26/11 attacks launched from Pakistan : Former Pak investigator
Backing virtually every claim India made about Pakistan's role in the 26/11 attacks in 2008, Tariq Khosa, former chief of Federal Investigation Agency (FIA) that led the country's probe into the 2008 terror attacks has called for "facing the truth and admitting mistakes".
In an editorial for the Dawn newspaper, Khosa supports India's version of how the 10 men who sailed into Mumbai in 2008 before attacking the city's landmarks were guided on the phone by a terror control room in Karachi.
"The ops room in Karachi, from where the operation was directed, was also identified and secured by the investigators. The communications through Voice over Internet Protocol were unearthed," he writes.
Of the 10 terrorists who killed 166 people, Ajmal Kasab alone was caught alive.
Khosa says Kasab , "was a Pakistani national, whose place of residence and initial schooling as well as his joining a banned militant organisation was established by the investigator".
He says there was also enough evidence to prove that Kasab and the other terrorists were " imparted training near Thatta, Sindh and launched by sea from there... the casings of the explosive devices used in Mumbai were recovered from this training camp and duly matched.
"The case has lingered on for far too long. Dilatory tactics by the defendants, frequent change of trial judges, and assassination of the case prosecutor as well as retracting from original testimony by some key witnesses have been serious setbacks for the prosecutors," Khosa says.
"Are we as a nation prepared to muster the courage to face uncomfortable truths and combat the demons of militancy that haunt our land? That is the question!" he asks in his editorial.

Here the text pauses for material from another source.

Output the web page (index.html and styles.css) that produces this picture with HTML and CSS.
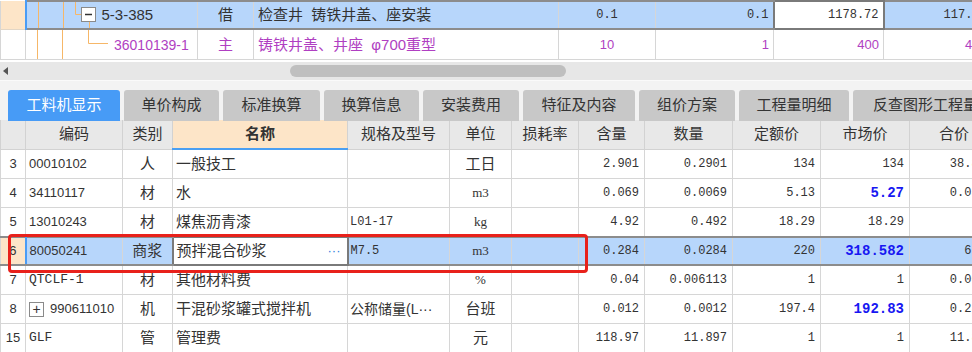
FILE: index.html
```html
<!DOCTYPE html>
<html lang="zh-CN">

<head>
    <meta charset="UTF-8">
    <title>工料机显示</title>
    <link rel="stylesheet" href="styles.css">
</head>

<body>
    <table class="top">
        <colgroup>
            <col><col><col><col><col><col><col><col>
        </colgroup>
        <tr class="cur">
            <td class="idx"></td>
            <td class="tree">
                <div class="tree-cell">
                    <svg width="75" height="26" viewBox="0 2 75 26">
                        <g stroke="#f6b768" stroke-width="1" fill="none">
                            <line x1="11.5" y1="0" x2="11.5" y2="30" />
                            <line x1="36.5" y1="0" x2="36.5" y2="30" />
                            <polyline points="48.5,0 48.5,14.5 54,14.5" />
                            <line x1="62.5" y1="21" x2="62.5" y2="30" />
                        </g>
                        <rect x="54.5" y="7.5" width="14" height="14" fill="#fff" stroke="#8a8a8a" />
                        <line x1="58" y1="14.5" x2="65" y2="14.5" stroke="#333" stroke-width="1.5" />
                    </svg>
                    <span>5-3-385</span>
                </div>
            </td>
            <td class="c">借</td>
            <td>检查井&nbsp;&nbsp;铸铁井盖、座安装</td>
            <td class="num c">0.1</td>
            <td class="num r">0.1</td>
            <td class="num r edit">1178.72</td>
            <td class="num r">117.872</td>
        </tr>
        <tr class="sub">
            <td class="idx"></td>
            <td class="tree">
                <div class="tree-cell">
                    <svg width="88" height="29" viewBox="0 0 88 29">
                        <g stroke="#f6b768" stroke-width="1" fill="none">
                            <line x1="11.5" y1="0" x2="11.5" y2="29" />
                            <line x1="36.5" y1="0" x2="36.5" y2="29" />
                            <polyline points="62.5,0 62.5,13.5 82,13.5" />
                        </g>
                    </svg>
                    <span class="code">36010139-1</span>
                </div>
            </td>
            <td class="c">主</td>
            <td>铸铁井盖、井座&nbsp;&nbsp;φ700重型</td>
            <td class="c">10</td>
            <td class="r">1</td>
            <td class="r">400</td>
            <td class="r">4000</td>
        </tr>
    </table>

    <div class="hscroll">
        <span class="arrow"></span>
        <span class="thumb"></span>
    </div>

    <div class="tabs">
        <div class="tab active">工料机显示</div>
        <div class="tab">单价构成</div>
        <div class="tab">标准换算</div>
        <div class="tab">换算信息</div>
        <div class="tab">安装费用</div>
        <div class="tab">特征及内容</div>
        <div class="tab">组价方案</div>
        <div class="tab">工程量明细</div>
        <div class="tab last">反查图形工程量</div>
    </div>

    <table class="grid">
        <colgroup>
            <col><col><col><col><col><col><col><col><col><col><col><col>
        </colgroup>
        <tr>
            <th></th>
            <th>编码</th>
            <th>类别</th>
            <th class="name-head">名称</th>
            <th>规格及型号</th>
            <th>单位</th>
            <th>损耗率</th>
            <th>含量</th>
            <th>数量</th>
            <th>定额价</th>
            <th>市场价</th>
            <th>合价</th>
        </tr>
        <tr>
            <td class="idx">3</td>
            <td class="code">00010102</td>
            <td class="c">人</td>
            <td class="name">一般技工</td>
            <td class="spec"></td>
            <td class="c">工日</td>
            <td></td>
            <td class="num r">2.901</td>
            <td class="num r">0.2901</td>
            <td class="num r">134</td>
            <td class="num r">134</td>
            <td class="num r">38.874</td>
        </tr>
        <tr>
            <td class="idx">4</td>
            <td class="code">34110117</td>
            <td class="c">材</td>
            <td class="name">水</td>
            <td class="spec"></td>
            <td class="c unit">m3</td>
            <td></td>
            <td class="num r">0.069</td>
            <td class="num r">0.0069</td>
            <td class="num r">5.13</td>
            <td class="num r hot">5.27</td>
            <td class="num r">0.0364</td>
        </tr>
        <tr>
            <td class="idx">5</td>
            <td class="code">13010243</td>
            <td class="c">材</td>
            <td class="name">煤焦沥青漆</td>
            <td class="spec num">L01-17</td>
            <td class="c unit">kg</td>
            <td></td>
            <td class="num r">4.92</td>
            <td class="num r">0.492</td>
            <td class="num r">18.29</td>
            <td class="num r">18.29</td>
            <td class="num r"></td>
        </tr>
        <tr class="sel">
            <td class="idx">6</td>
            <td class="code">80050241</td>
            <td class="c">商浆</td>
            <td class="name edit">
                <div class="name-edit">
                    <span>预拌混合砂浆</span>
                    <span class="more">···</span>
                </div>
            </td>
            <td class="spec num">M7.5</td>
            <td class="c unit">m3</td>
            <td></td>
            <td class="num r">0.284</td>
            <td class="num r">0.0284</td>
            <td class="num r">220</td>
            <td class="num r hot">318.582</td>
            <td class="num r">6.25</td>
        </tr>
        <tr>
            <td class="idx">7</td>
            <td class="code num">QTCLF-1</td>
            <td class="c">材</td>
            <td class="name">其他材料费</td>
            <td class="spec"></td>
            <td class="c unit">%</td>
            <td></td>
            <td class="num r">0.04</td>
            <td class="num r">0.006113</td>
            <td class="num r">1</td>
            <td class="num r">1</td>
            <td class="num r">0.0061</td>
        </tr>
        <tr>
            <td class="idx">8</td>
            <td class="code"><span class="plus">+</span>990611010</td>
            <td class="c">机</td>
            <td class="name">干混砂浆罐式搅拌机</td>
            <td class="spec">公称储量(L···</td>
            <td class="c">台班</td>
            <td></td>
            <td class="num r">0.012</td>
            <td class="num r">0.0012</td>
            <td class="num r">197.4</td>
            <td class="num r hot">192.83</td>
            <td class="num r">0.2314</td>
        </tr>
        <tr>
            <td class="idx">15</td>
            <td class="code num">GLF</td>
            <td class="c">管</td>
            <td class="name">管理费</td>
            <td class="spec"></td>
            <td class="c">元</td>
            <td></td>
            <td class="num r">118.97</td>
            <td class="num r">11.897</td>
            <td class="num r">1</td>
            <td class="num r">1</td>
            <td class="num r">11.897</td>
        </tr>
    </table>

    <div class="mark"></div>
</body>

</html>
```

FILE: styles.css
```css
body {
    margin: 0;
    width: 972px;
    height: 352px;
    overflow: hidden;
    position: relative;
    background-color: #ffffff;
    color: #333333;
    font-family: "Liberation Sans", "Noto Sans CJK SC", sans-serif;
    font-size: 15px;
}

table {
    border-collapse: collapse;
    table-layout: fixed;
}

td, th {
    padding: 0 4px;
    white-space: nowrap;
    overflow: hidden;
    line-height: 20px;
}

.c {
    text-align: center;
}

.r {
    text-align: right;
}

.num {
    font-family: "Liberation Mono", "Noto Sans CJK SC", monospace;
    font-size: 12px;
}

/* upper tree grid */
.top {
    width: 998px;
}

.top col:nth-child(1) { width: 25px; }
.top col:nth-child(2) { width: 172px; }
.top col:nth-child(3) { width: 56px; }
.top col:nth-child(4) { width: 305px; }
.top col:nth-child(5) { width: 97px; }
.top col:nth-child(6) { width: 118px; }
.top col:nth-child(7) { width: 110px; }
.top col:nth-child(8) { width: 115px; }

.top td {
    height: 29px;
    border: 1px solid #d6d6d6;
    border-top: none;
}

.top td.tree {
    padding: 0;
}

.tree-cell {
    display: flex;
    align-items: center;
}

.tree-cell svg {
    display: block;
    flex: none;
}

.cur td {
    height: 26px;
    background-color: #b7d6fb;
    border-top: 2px solid #8c8c8c;
    border-bottom: 2px solid #8c8c8c;
}

.cur td.idx {
    background-color: #fde5c8;
    border-top: none;
    border-bottom: 1px solid #e2d6c6;
    border-right: 2px solid #4a9cf5;
}

.cur td.edit {
    background-color: #ffffff;
    border: 2px solid #7a7a7a;
}

.cur .num {
    color: #333333;
}

.sub td {
    color: #b03fc2;
}

.sub td:nth-child(n+5) {
    font-size: 13px;
}

.sub .code {
    font-size: 14px;
}

/* scrollbar */
.hscroll {
    margin-top: 2px;
    height: 18px;
    background-color: #e7e7e7;
    display: flex;
    align-items: center;
}

.arrow {
    width: 0;
    height: 0;
    margin-left: 3px;
    border-top: 4px solid transparent;
    border-bottom: 4px solid transparent;
    border-right: 5px solid #555555;
}

.thumb {
    margin-left: 282px;
    width: 276px;
    height: 12px;
    border-radius: 6px;
    background-color: #bfbfbf;
}

/* tabs */
.tabs {
    height: 40px;
    box-sizing: border-box;
    padding: 9px 0 0 8px;
    background-color: #f3f3f3;
    border-top: 1px solid #fafafa;
    display: flex;
    gap: 4px;
}

.tab {
    flex: none;
    height: 31px;
    line-height: 30px;
    text-align: center;
    font-size: 15px;
    color: #333333;
    background-color: #c8c8c8;
    border-radius: 3px 3px 0 0;
}

.tab:nth-child(1) { width: 112px; }
.tab:nth-child(2) { width: 95px; }
.tab:nth-child(3) { width: 97px; }
.tab:nth-child(4) { width: 95px; }
.tab:nth-child(5) { width: 96px; }
.tab:nth-child(6) { width: 112px; }
.tab:nth-child(7) { width: 96px; }
.tab:nth-child(8) { width: 110px; }

.tab.last {
    width: 140px;
    text-align: left;
    padding-left: 20px;
    box-sizing: border-box;
}

.tab.active {
    background-color: #479bf6;
    color: #ffffff;
}

/* material grid */
.grid {
    width: 998px;
}

.grid col:nth-child(1) { width: 25px; }
.grid col:nth-child(2) { width: 97px; }
.grid col:nth-child(3) { width: 50px; }
.grid col:nth-child(4) { width: 175px; }
.grid col:nth-child(5) { width: 102px; }
.grid col:nth-child(6) { width: 62px; }
.grid col:nth-child(7) { width: 67px; }
.grid col:nth-child(8) { width: 66px; }
.grid col:nth-child(9) { width: 88px; }
.grid col:nth-child(10) { width: 88px; }
.grid col:nth-child(11) { width: 89px; }
.grid col:nth-child(12) { width: 89px; }

.grid th {
    height: 28px;
    font-weight: normal;
    background-color: #e8e8e8;
    border: 1px solid #d2d2d2;
    border-top: none;
}

.grid th.name-head {
    background-color: #fde5c8;
    font-weight: bold;
    border-bottom: 2px solid #4a9ff2;
}

.grid td {
    height: 28px;
    border: 1px solid #d6d6d6;
}

.grid td.idx {
    padding: 0;
    text-align: center;
    font-size: 13px;
}

.grid td.code {
    padding-left: 3px;
    font-size: 13px;
}

.grid td.name {
    padding-left: 3px;
}

.grid td.spec {
    padding-left: 2px;
}

.grid td.spec:not(.num) {
    font-size: 14px;
}

.grid td.num.r {
    padding-right: 5px;
}

.unit {
    font-family: "Liberation Serif", serif;
    font-size: 13px;
}

.hot {
    color: #1717f2;
    font-weight: bold;
    font-size: 14px !important;
}

.plus {
    display: inline-block;
    width: 13px;
    height: 13px;
    line-height: 12px;
    margin-right: 6px;
    text-align: center;
    vertical-align: -1px;
    border: 1px solid #8a8a8a;
    font-size: 14px;
}

.sel td {
    height: 26px;
    background-color: #b7d6fb;
    border-top: 2px solid #8c8c8c;
    border-bottom: 2px solid #8c8c8c;
}

.sel td.idx {
    background-color: #fde5c8;
    border-right: 2px solid #4a9cf5;
}

.sel td.edit {
    background-color: #ffffff;
    border: 2px solid #7a7a7a;
}

.name-edit {
    display: flex;
    justify-content: space-between;
    align-items: center;
}

.more {
    color: #2f7fe0;
    font-size: 13px;
    padding-right: 2px;
}

/* red annotation frame over the selected row */
.mark {
    position: absolute;
    left: 8px;
    top: 234px;
    width: 580px;
    height: 39px;
    box-sizing: border-box;
    border: 3px solid #e8211b;
    border-radius: 4px;
}
```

For long India has been persistent in pointing at a group of men headed by Zaki-ur-Rahman Lakhvi, as being instrumental in perpetrating the attacks, saying Lakhvi was the mastermind.
Though Lakhvi was later arrested, India has been objecting to the slow trial within Pakistan.
Lakhvi was freed by a local court which granted him bail earlier this year on the ground of insufficient evidence against him.
This created a fresh tension between India and Pakistan.